Les Etats de la sous-région ne sont pas imperméables à l’option d’ouvrir un dialogue avec ces groupes. D’ailleurs le Niger a été avant-gardiste de ce point de vue. Entre 2016-2017, les autorités avaient envisagé d’ouvrir des discussions avec les leaders de l’État Islamique au Grand Sahara. Mais elles se sont rétractées, n’ayant reçu ni des demandes politiques claires ni trouvé d’interlocuteurs nigériens crédibles parmi les djihadistes.

Au Mali, début 2020, les autorités ont exprimé leur intention d’engager des pourparlers avec les leaders du Groupe de Soutien à l’Islam et aux Musulmans. Quelques semaines plus tard le GSIM s’est également déclaré favorable à l’option de dialogue avec les autorités maliennes, même s’il conditionne son entrée en dialogue avec le retrait des troupes internationales du Mali.
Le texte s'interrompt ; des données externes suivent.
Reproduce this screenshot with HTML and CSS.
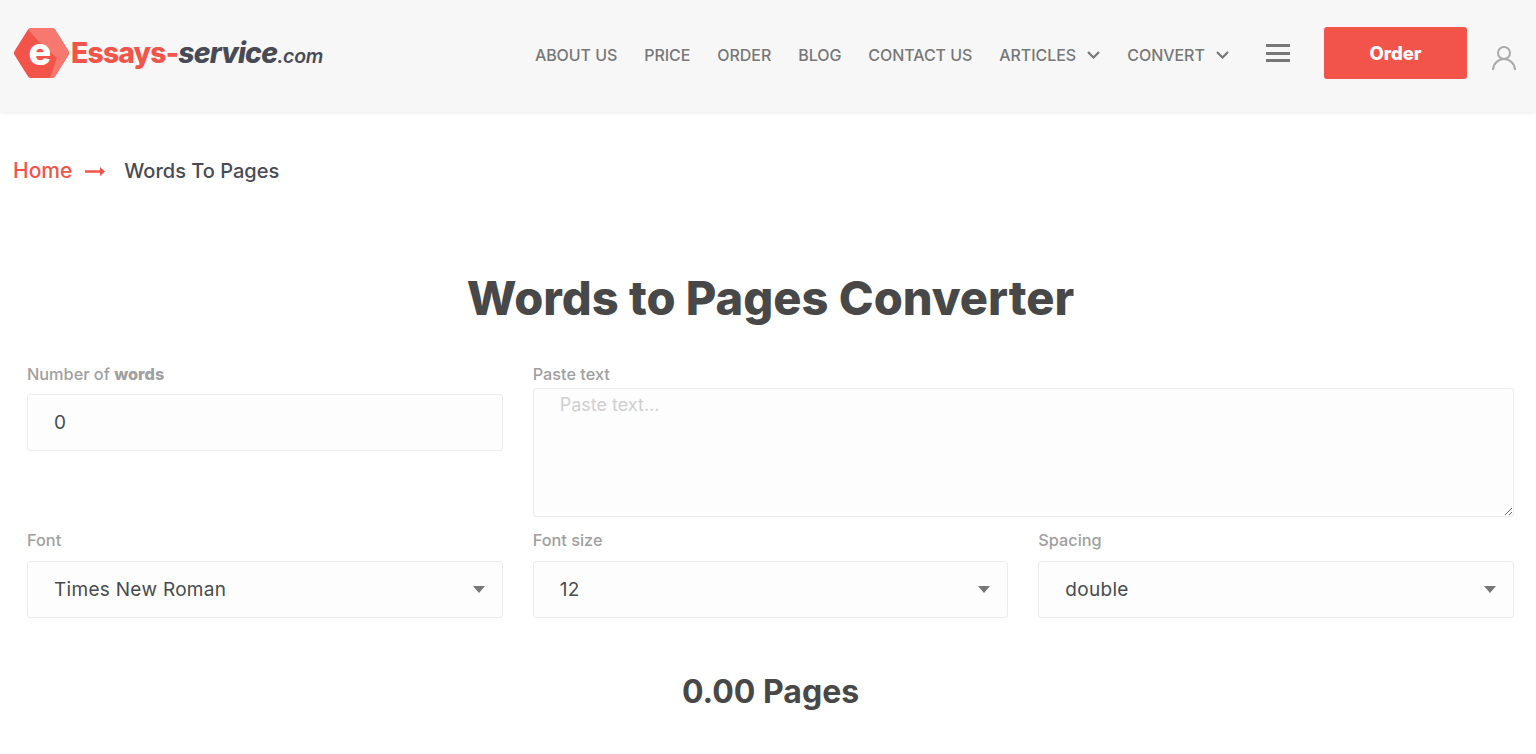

Cependant, depuis ces déclarations d’intention, aucune des deux parties n’a pris des mesures concrètes en vue de matérialiser cet objectif de dialogue.

Au Burkina, en fin 2019, le gouvernement avait engagé des pourparlers secrets avec Ansarul Islam, une branche du GSIM très active dans la province du Soum au nord-est du Burkina Faso. A l’issu de ces pourparlers les autorités ont obtenu une accalmie temporaire pour pouvoir organiser des élections et les retours des dizaines, sinon des centaines des insurgés qui ont décidé de quitter les groupes djihadistes. En échange les autorités burkinabé ont délimité une zone de contrôle aux groupes insurgés. Mais ce deal s’est écroulé en 2021. L’attaque de Inata dans laquelle des dizaines de FDS Burkinabé en a sonné le glas. C’est justement, entre autres, cette attaque d’ailleurs qui a déclenché la spirale de contestation qui a certainement eu raison du régime de Roch Marc Christian Kaboré.